100 years of the Russian Revolution

A century ago, Lenin’s Marxist Bolsheviks took control of Russia’s imperial capital, launching the October Revolution that led to the creation of the Soviet Union.

A century ago, Lenin’s Marxist Bolsheviks took control of Russia’s imperial capital, launching the October Revolution that led to the creation of the Soviet Union.

A century ago, on October 25, 1917, the Marxist Bolsheviks of Vladimir Ilyich Ulyanov, alias Lenin, took control of the Russian imperial capital, launching the October Revolution which led to the creation of the Soviet Union. Although the Bolsheviks were in the political minority, they painstakingly planned their coup, taking advantage of a power vacuum in the country at the height of World War I.

When and where?

The date of October 25 follows the Orthodox Julian calendar which was in use at the time in Russia. It corresponds to November 7 in the Gregorian calendar which is used in most parts of the world. Russia switched to this calendar after the Revolution. Petrograd was the name given to the imperial capital of Russia, Saint Petersburg, at the start of World War I, with the aim of making it less Germanic and more Russian.

The city is the site of the Winter Palace, a symbol of Tsarist absolutism which is now the Hermitage art museum. It was called Leningrad in Soviet times, but reverted to its original name, Saint Petersburg, after the collapse of the Soviet Union in 1991.

The February Revolution

The unrest began when demonstrators, angry at the shortage of food, took to the streets of Petrograd on February 23, 1917, according to the Julian calendar. Supported by thousands of people, in just two days the demonstration turned into a mass strike and Tsar Nicholas II deployed the army. Troops were meant to contain the uprising but instead began siding with the protesters. After a week of turmoil, the last tsar abdicated on March 2, 1917, at the behest of the military, as he watched his conflict-torn country descend into chaos. A fragile provisional government led by Alexander Kerensky takes over.

Lenin returns

After more than a decade of voluntary exile in Western Europe, Lenin returned to Russia on April 3, 1917. Although Russia was at war with Germany at the time, German authorities allowed Lenin and other dissidents to drive through Germany en route to Petrograd, in the hope that it would undermine the Russian war effort. Upon his arrival, Lenin addressed Bolshevik supporters, denouncing the Provisional Government and those calling for reconciliation with the monarchists.

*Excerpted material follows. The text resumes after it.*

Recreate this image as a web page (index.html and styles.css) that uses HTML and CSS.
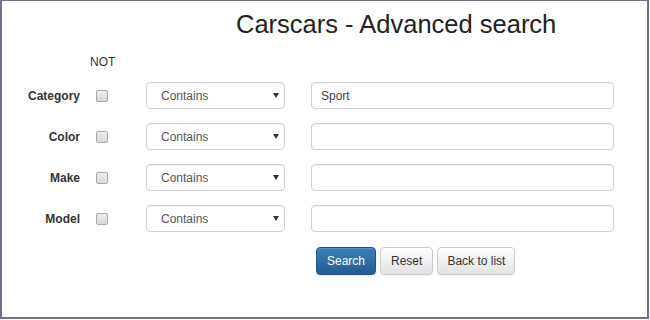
FILE: index.html
```html
<!DOCTYPE html>
<html>
<head>
<meta charset="utf-8">
<link rel="stylesheet" href="styles.css">
</head>
<body>
<div class="frame">
  <h1 class="title">Carscars - Advanced search</h1>
  <div class="not-head"><span class="not">NOT</span></div>
  <form class="rows">
    <div class="row">
      <label class="lbl">Category</label>
      <input class="chk" type="checkbox">
      <div class="sel-wrap"><select class="sel"><option>Contains</option></select></div>
      <input class="txt" type="text" value="Sport">
    </div>
    <div class="row">
      <label class="lbl">Color</label>
      <input class="chk" type="checkbox">
      <div class="sel-wrap"><select class="sel"><option>Contains</option></select></div>
      <input class="txt" type="text" value="">
    </div>
    <div class="row">
      <label class="lbl">Make</label>
      <input class="chk" type="checkbox">
      <div class="sel-wrap"><select class="sel"><option>Contains</option></select></div>
      <input class="txt" type="text" value="">
    </div>
    <div class="row">
      <label class="lbl">Model</label>
      <input class="chk" type="checkbox">
      <div class="sel-wrap"><select class="sel"><option>Contains</option></select></div>
      <input class="txt" type="text" value="">
    </div>
    <div class="actions">
      <button type="button" class="btn btn-primary">Search</button>
      <button type="button" class="btn btn-default">Reset</button>
      <button type="button" class="btn btn-default btn-wide">Back to list</button>
    </div>
  </form>
</div>
</body>
</html>
```
FILE: styles.css
```css
html, body {
  margin: 0;
  padding: 0;
  background: #fff;
}
body {
  font-family: "Liberation Sans", Arial, sans-serif;
  color: #333;
}
.frame {
  box-sizing: border-box;
  width: 649px;
  height: 319px;
  border: 2px solid #706f96;
  border-top-width: 1px;
  padding-top: 8px;
}
.title {
  margin: 0;
  padding-left: 234px;
  font-size: 25.5px;
  line-height: 30px;
  font-weight: normal;
  color: #222;
}
.not-head {
  margin-top: 16px;
  padding-left: 88px;
  font-size: 12px;
  line-height: 14px;
}
.not {
  color: #333;
}
.rows {
  margin: 13px 0 0 0;
  display: flex;
  flex-direction: column;
  gap: 14px;
}
.row {
  display: flex;
  align-items: center;
  height: 27px;
}
.lbl {
  width: 78px;
  text-align: right;
  font-size: 12px;
  font-weight: bold;
  color: #333;
}
.chk {
  appearance: none;
  -webkit-appearance: none;
  box-sizing: border-box;
  width: 12px;
  height: 12px;
  margin: 1px 0 0 16px;
  border: 1px solid #a9a9a9;
  border-radius: 2px;
  background: linear-gradient(#eeeeee, #d8d8d8);
}
.sel-wrap {
  position: relative;
  margin-left: 38px;
  width: 139px;
  height: 27px;
}
.sel-wrap::after {
  content: "";
  position: absolute;
  right: 6px;
  top: 11px;
  border-left: 3px solid transparent;
  border-right: 3px solid transparent;
  border-top: 5px solid #333;
  pointer-events: none;
}
.sel {
  appearance: none;
  -webkit-appearance: none;
  box-sizing: border-box;
  width: 100%;
  height: 100%;
  margin: 0;
  padding: 0 0 0 14px;
  font-family: "Liberation Sans", Arial, sans-serif;
  font-size: 12px;
  color: #555;
  background: #fff;
  border: 1px solid #d0d0d0;
  border-radius: 4px;
  box-shadow: inset 0 1px 1px rgba(0,0,0,0.05);
}
.txt {
  box-sizing: border-box;
  margin: 0 0 0 26px;
  width: 303px;
  height: 27px;
  padding: 0 9px;
  font-family: "Liberation Sans", Arial, sans-serif;
  font-size: 12px;
  color: #444;
  background: #fff;
  border: 1px solid #d0d0d0;
  border-radius: 4px;
  box-shadow: inset 0 1px 1px rgba(0,0,0,0.06);
  outline: none;
}
.actions {
  display: flex;
  gap: 4px;
  margin-top: 1px;
  padding-left: 314px;
}
.btn {
  box-sizing: border-box;
  height: 28px;
  padding: 0 10px;
  font-family: "Liberation Sans", Arial, sans-serif;
  font-size: 12px;
  border-radius: 4px;
  border: 1px solid #ccc;
  cursor: pointer;
}
.btn-wide {
  padding: 0 9px;
}
.btn-primary {
  color: #fff;
  background: linear-gradient(#3a80bf, #255c8d);
  border-color: #245580;
  box-shadow: inset 0 1px 0 rgba(255,255,255,0.15), 0 1px 1px rgba(0,0,0,0.08);
}
.btn-default {
  color: #333;
  background: linear-gradient(#ffffff, #e2e2e2);
  border-color: #cccccc;
  box-shadow: 0 1px 1px rgba(0,0,0,0.06);
}
```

In July, Bolshevik organizations were banned by the Provisional Government, and Lenin fled to Finland, returning to Russia later that year to lead the October Revolution.

Leon Trotsky, head of the Military Revolutionary Committee of the Bolsheviks, prepared the coup, posing as the head of the army. His first decision was to negotiate immediate peace terms with Germany and the Austro-Hungarian Empire.

Attack on the Winter Palace

On the night of October 25–26, the mutineer-laden cruiser Aurora fired blanks from the Neva at the Winter Palace, signaling the start of an assault on what had become the seat of the Provisional Government. Led by Trotsky, Bolshevik forces took control of key Petrograd infrastructure and government buildings before seizing the Winter Palace, which was guarded by a bewildered motley crew of around a thousand, almost without resistance. Kerensky’s attempts to organize resistance failed and he escaped. Power had changed hands.

government of Lenin

On October 27, Lenin formed a body known as the Council of People’s Commissars – or Sovnarkom – which laid the foundations of the Soviet Union. Future Soviet leader Joseph Stalin and Trotsky were members of the council. The ex-tsar and his family, who had been moved to Yekaterinburg in the Urals after the abdication, were killed in 1918 and their remains hidden – the location of the bodies remained secret for much of the 20th century. Lenin’s government, which established a “dictatorship of the proletariat”, waged a bloody civil war against the anti-Bolshevik forces of the White Army. The Soviet Union was created in 1922 after their defeat.